The 61,000 BTC figure is notable because it points to sustained net buying, not a one-day spike, and that distinction changes how the market should read it. A month-long build typically reflects methodical execution, with purchases spread to reduce slippage and limit signaling. It also aligns with on-chain patterns where large holders increase balances during drawdowns and reduce activity during euphoric runs. For context, earlier periods of muted participation have been documented, including coverage of whale activity falling to its lowest level since 2023. The new accumulation phase indicates those sidelined players have returned, and that shift can matter more than any single price level because it alters the market’s underlying sponsorship.

Market Implications of Large BTC Purchases

Large BTC purchases can reshape near-term market mechanics by absorbing available supply on exchanges and shifting the balance between sellers looking for liquidity and buyers willing to wait. When whales and sharks build positions, it can reduce the “free float” that typically feeds fast selloffs, which may dampen downside follow-through even if volatility remains high. It can also influence funding and basis as traders respond to tighter spot availability, a dynamic that often shows up before retail sentiment changes. The key is not to treat whales as a monolith; some buy for long-term custody, others to collateralize strategies, and some to distribute later into strength. The underlying report highlighted by Cointelegraph’s on-chain coverage frames this as accumulation during uncertainty, a setup that historically shifts who controls marginal supply.

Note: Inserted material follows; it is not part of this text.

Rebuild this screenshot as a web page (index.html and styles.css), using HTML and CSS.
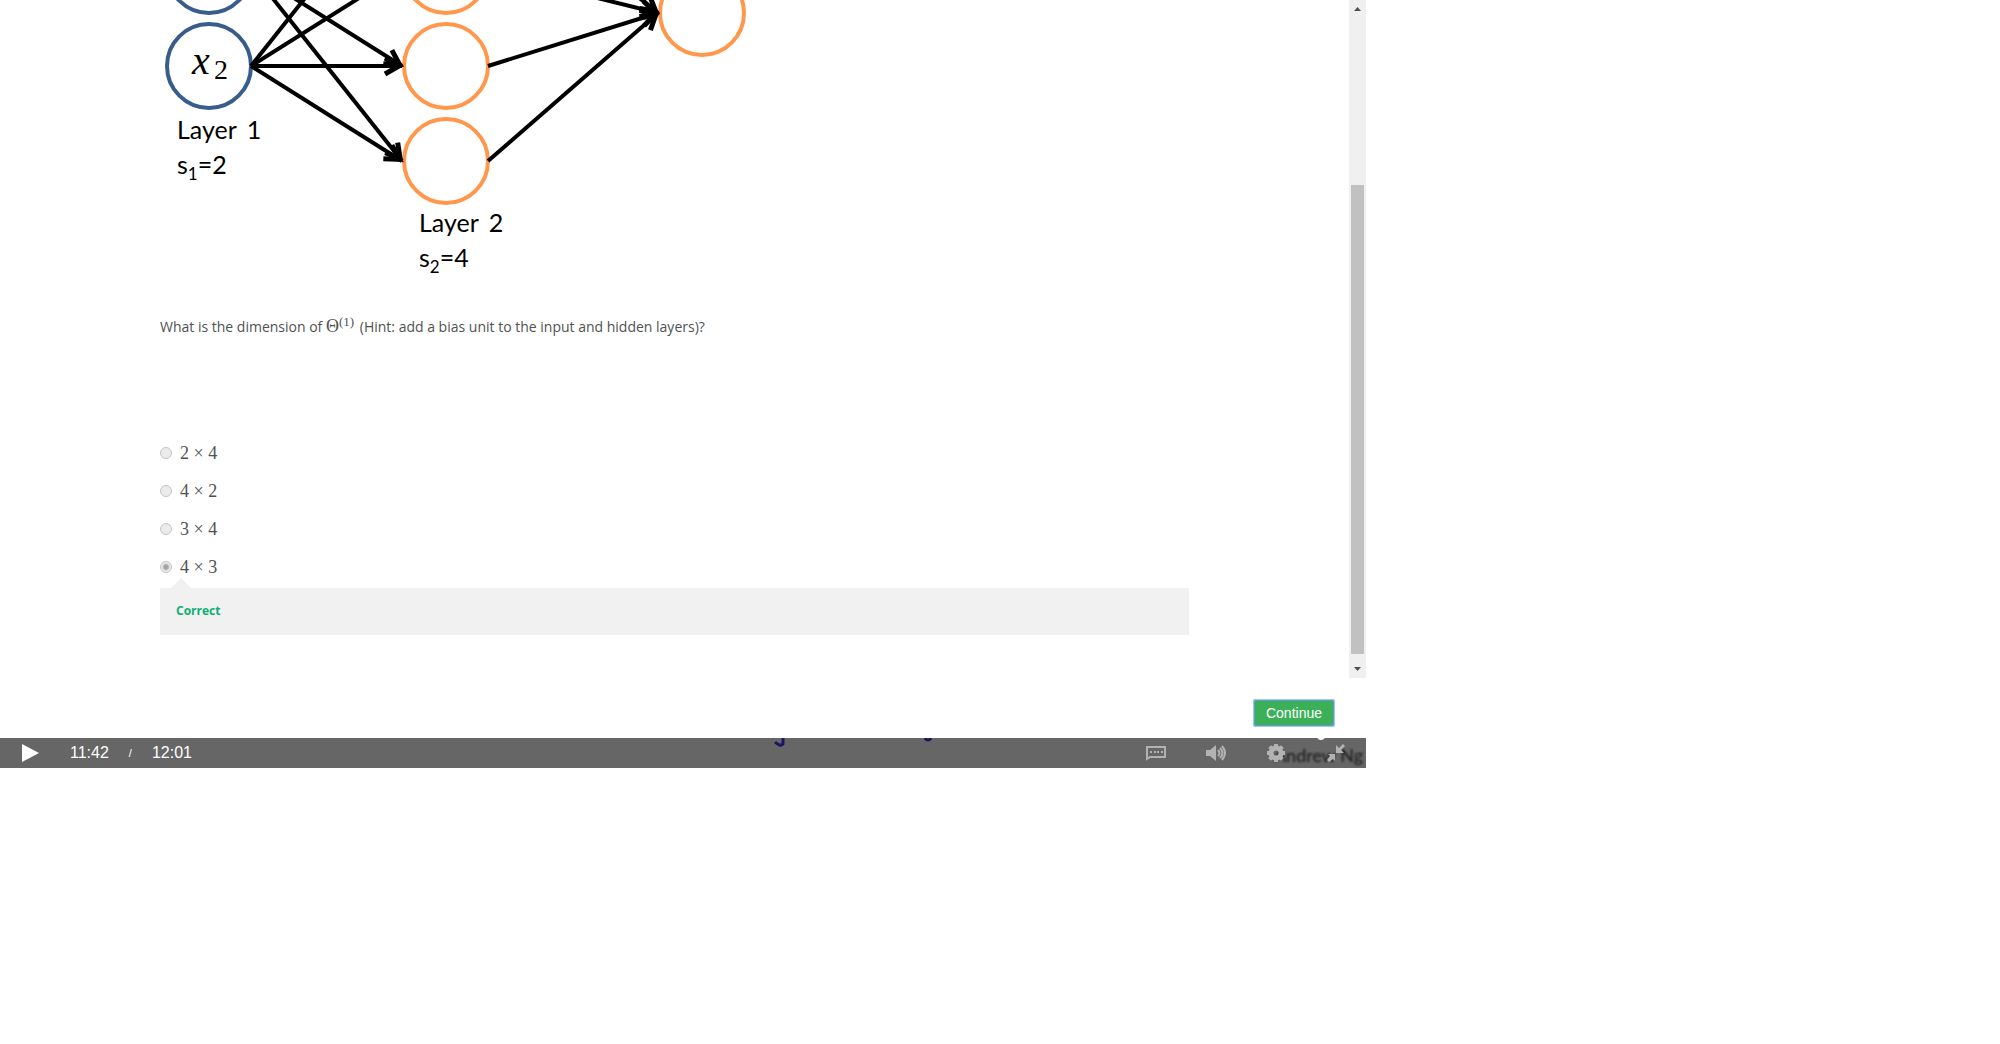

Future Predictions for Whale Movements

The most defensible outlook for whale movements is conditional rather than dramatic: if macro stress persists, the same cohort that accumulated can become the market’s stabilizer by continuing to buy into weakness, but if risk assets broadly recover, they may simply slow purchases and let price rise on thinner incremental demand. Either way, their footprint should be watched through exchange balance changes, realized profit metrics, and the distribution of coins by holding period, because those measures reveal whether accumulation is still underway or transitioning into patience. Another factor is how stablecoins function as the settlement layer for crypto flow; when stablecoin liquidity is abundant, whales can rotate faster between USD proxies and BTC. Regulatory and adoption momentum around stablecoins, discussed in this look at stablecoins becoming global financial infrastructure, can therefore influence how quickly large holders redeploy capital during the next volatility window.